Since I am unable to go to the theatre this weekend I thought I’d give a preemptive review of the Al Pacino thriller 88 Minutes, set to drop in a city near you on April 18. Yes that is right, the film you may have been hearing about since February of last year, the one that has been released on DVD everywhere in the world, will finally be unveiled for us to check out stateside, in the country that produced it. You know that must mean this thing is a knockout masterpiece. Seriously, they should have just shelved it and made a home-video release, sparing us all the trouble and false hope we are seeing a new Pacino flick, (But can we really call it false hope? When was the last time he had a good film? Honestly). Instead a new generic thriller that feels more TV movie of the week than box-office barnburner fills up a spot at the local Cineplex that could be used for something more worthwhile, or at least a screen cleaning. Let’s just rotate an empty theatre for the week and get them all nice and clean, maybe even upgrade to those digital projectors that will be everywhere come 2009. All we need is the week, because I will cry if this thing is up for longer than that.
Even with quite the cast of B-list actors that I enjoy for the most part, this film can’t get past its overblown plot. Every step is so obvious that it appears the filmmakers decided to throw as much intrigue and confusion to try and mask the simplicity of it all. There is so much going on, so many characters just blipping across the frame, and the obligatory guilt close-up of each person trying to plant the “what if” seed that it becomes laughable. It is all so manufactured that you end up seeing through the bells and whistles anyways, so it all goes for naught. I will say one thing though, I had a couple good chuckles; the film wasn’t a complete waste. The gimmick to keep everything a possibility for villainy brings in some fantastic bit parts. My favorites include the creepy temp apartment desk clerk. His delivery is comic gold and the way he forebodingly speaks and stares is priceless. And lets not forget the cab driver. The one who gets those little green Benjamins thrown at him so that Pacino can drive his car; the phantom that disappears when our lead stops at green lights and discusses integral information with his teaching assistant yet reappears whenever we need the joke of him getting paid to be a prop to the film. I loved it.
Unfortunately not even the acting can be praised as something attempting to salvage the monotony. I know people dislike a film like Phone Booth and I myself see its flaws, but one thing you can’t deny is the fact that it had stakes and the characters portrayed the immediacy of each second. With this film, Pacino literally crawls through the mysteries. He ponders memories so often that you get sick of seeing the same flashback over and over again and he acts cool as a cucumber at all times, selflessly pulling his friends out of harms way like he is a firefighter and even helping an elderly woman out of a smoky building so she can receive oxygen. The best part of that sequence is the reality that the actress playing her is probably not much older than he, yet she has breathing problems and he gets to sleep with his 20-something college students. Oh to be Al.
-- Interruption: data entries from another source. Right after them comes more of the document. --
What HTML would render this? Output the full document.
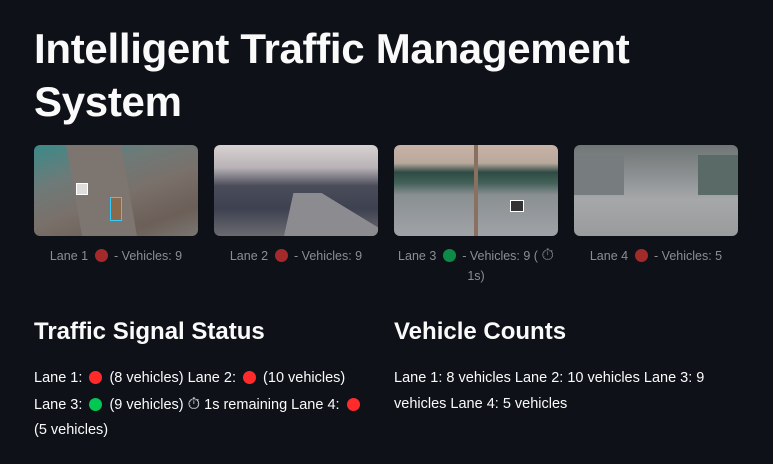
<!DOCTYPE html>
<html><head><style>
body{margin:0;background:#0e1117;color:#fafafa;font-family:"Liberation Sans",sans-serif;width:773px;height:464px;overflow:hidden;position:relative}
h1{position:absolute;left:34px;top:22px;margin:0;font-size:42px;line-height:53px;font-weight:bold;letter-spacing:-0.3px;width:700px}
.img{position:absolute;top:145px;width:164px;height:91px;border-radius:6px;overflow:hidden}
.cap{position:absolute;top:246px;width:164px;text-align:center;font-size:12.5px;line-height:20px;color:#8b8e95}
.d{display:inline-block;width:13px;height:13px;border-radius:50%;vertical-align:-2px;margin:0 3px}
h2{position:absolute;top:314px;margin:0;font-size:24px;font-weight:bold;line-height:36px}
.p{position:absolute;top:366px;font-size:14.5px;line-height:25.5px;width:345px}
.r{background:#ff2b2b}.g{background:#00c853}
.t{font-size:16px}
.box{position:absolute;border:1px solid #fff;width:8px;height:7px}
</style></head><body>
<h1>Intelligent Traffic Management System</h1>
<div class="img" style="left:34px;background:linear-gradient(160deg,#3a8a88 0%,#6e7a78 30%,#7a706a 55%,#6b5f58 80%,#7a7570 100%)">
<div style="position:absolute;left:40px;top:0;width:55px;height:91px;background:#7d756f;transform:skewX(10deg)"></div>
<div class="box" style="left:76px;top:52px;border-color:#3cf;width:10px;height:22px;background:#8a6a4a"></div>
<div class="box" style="left:42px;top:38px;width:10px;height:10px;background:#ddd"></div></div>
<div class="img" style="left:214px;background:linear-gradient(180deg,#d8d2d2 0%,#b8b2b6 25%,#4a4c5a 45%,#3e4150 70%,#6a6a70 100%)">
<div style="position:absolute;left:70px;top:48px;width:94px;height:43px;background:#8c8c90;clip-path:polygon(10% 0,40% 0,100% 80%,100% 100%,0 100%)"></div></div>
<div class="img" style="left:394px;background:linear-gradient(180deg,#c9b3a6 0%,#b8a89c 20%,#2e4a44 30%,#44625a 42%,#8a8f92 55%,#a0a3a6 100%)">
<div style="position:absolute;left:80px;top:0;width:4px;height:91px;background:#8a7060"></div>
<div class="box" style="left:116px;top:55px;width:12px;height:10px;background:#333"></div></div>
<div class="img" style="left:574px;background:linear-gradient(180deg,#6f7574 0%,#8a8d8f 30%,#a5a7a9 60%,#9a9b9c 100%)">
<div style="position:absolute;left:0;top:10px;width:50px;height:40px;background:#777c7e"></div>
<div style="position:absolute;right:0;top:10px;width:40px;height:40px;background:#5a6a66"></div></div>
<div class="cap" style="left:34px">Lane 1 <span class="d" style="background:#a32a2a"></span> - Vehicles: 9</div>
<div class="cap" style="left:214px">Lane 2 <span class="d" style="background:#a32a2a"></span> - Vehicles: 9</div>
<div class="cap" style="left:394px">Lane 3 <span class="d" style="background:#0d8a48"></span> - Vehicles: 9 ( <span class="t">⏱</span><br>1s)</div>
<div class="cap" style="left:574px">Lane 4 <span class="d" style="background:#a32a2a"></span> - Vehicles: 5</div>
<h2 style="left:34px">Traffic Signal Status</h2>
<h2 style="left:394px">Vehicle Counts</h2>
<div class="p" style="left:34px">Lane 1: <span class="d r"></span> (8 vehicles) Lane 2: <span class="d r"></span> (10 vehicles)<br>Lane 3: <span class="d g"></span> (9 vehicles) <span class="t">⏱</span> 1s remaining Lane 4: <span class="d r"></span><br>(5 vehicles)</div>
<div class="p" style="left:394px">Lane 1: 8 vehicles Lane 2: 10 vehicles Lane 3: 9<br>vehicles Lane 4: 5 vehicles</div>
</body></html>
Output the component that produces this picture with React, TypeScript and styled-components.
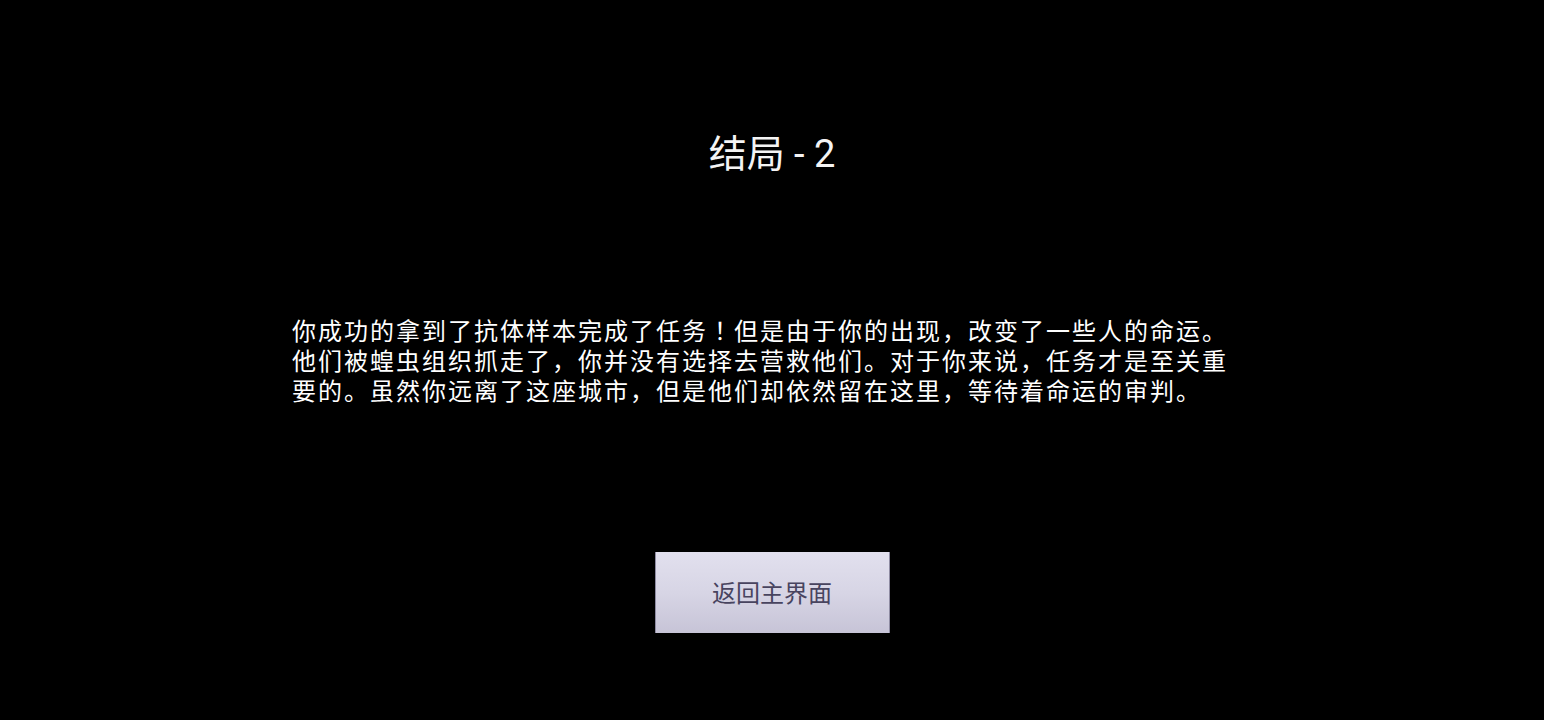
import React from 'react';
import styled, { createGlobalStyle } from 'styled-components';

const GlobalStyle = createGlobalStyle`
  html, body {
    margin: 0;
    padding: 0;
    background: #000;
  }
  body {
    font-family: Roboto, 'Noto Sans CJK SC', sans-serif;
  }
`;

const Screen = styled.main`
  width: 1544px;
  height: 720px;
  background: #000;
  display: flex;
  flex-flow: column nowrap;
  align-items: center;
  padding-top: 131px;
  box-sizing: border-box;
`;

const Title = styled.h1`
  margin: 0;
  font-family: Roboto, 'Noto Sans CJK SC', sans-serif;
  font-size: 38px;
  line-height: 46px;
  font-weight: 400;
  color: #f4f4f4;
`;

const Story = styled.p`
  margin: 138px 0 0;
  width: 960px;
  font-family: 'Noto Sans CJK SC', sans-serif;
  font-size: 24px;
  line-height: 30px;
  letter-spacing: 2px;
  color: #fff;
`;

// full-width exclamation, centred in its cell
const Bang = styled.span`
  font-family: 'Noto Sans CJK JP', sans-serif;
`;

const MenuButton = styled.button`
  margin-top: 147px;
  width: 235px;
  height: 81px;
  border: none;
  border-left: 1px solid #8e8ba2;
  border-right: 1px solid #8e8ba2;
  background: linear-gradient(to bottom, #e2e0ee 0%, #d7d5e5 50%, #c7c4d7 100%);
  color: #48445f;
  font-family: 'Noto Sans CJK SC', sans-serif;
  font-size: 24px;
  cursor: pointer;
  padding: 0 0 2px;
`;

export default function App() {
  return (
    <>
      <GlobalStyle />
      <Screen>
        <Title>结局 - 2</Title>
        <Story>
          你成功的拿到了抗体样本完成了任务<Bang>！</Bang>但是由于你的出现，改变了一些人的命运。他们被蝗虫组织抓走了，你并没有选择去营救他们。对于你来说，任务才是至关重要的。虽然你远离了这座城市，但是他们却依然留在这里，等待着命运的审判。
        </Story>
        <MenuButton>返回主界面</MenuButton>
      </Screen>
    </>
  );
}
Some people do a nice job and I don’t want to slight the pretty big cast of recognizable faces. William Forsythe plays his FBI agent role to a “t,” but it’s too bad it’s written horribly, very obviously towards the end when he has to choose whether to bring his friend into custody; Amy Brenneman is perhaps the best thing going here as our lead’s assistant, congrats to her for actually taking it seriously; and Neal McDonough is a great time as the man on death row supposedly orchestrating it all from behind bars, his maniacal smile is perfect. After those, however, we get some basic cardboard manifestations of very “complicated” characters. These people have such intriguing pasts that we need them to have monologues explaining all the minutia so we truly can know their motivations and either check them off or on the suspect list in our minds. I like Alicia Witt and have since her days on “Cybil,” but she is not portrayed well here. Maybe the camera just lingers too long on her gaping mouth of surprise expressions, or maybe she just had an off month filming, I don’t know. As for Leelee Sobieski, I don’t know if I can fault her because she is just completely miscast.
There was potential with this film about a man who puts murderers away with forensic psychology now accused of being a murderer himself. Unfortunately, that intriguing dynamic is thrown away early and we are given standard thriller clichés until the inevitable and unoriginal ending. I blame the producers for reading these scripts of rehashed plotlines and actually green-lighting them. Oh, and I also blame the general public for shelling out their money, thus making those deep-pocketed men to continue churning out generic drivel for once great thespians (debatable I know) to be able to cash a paycheck with.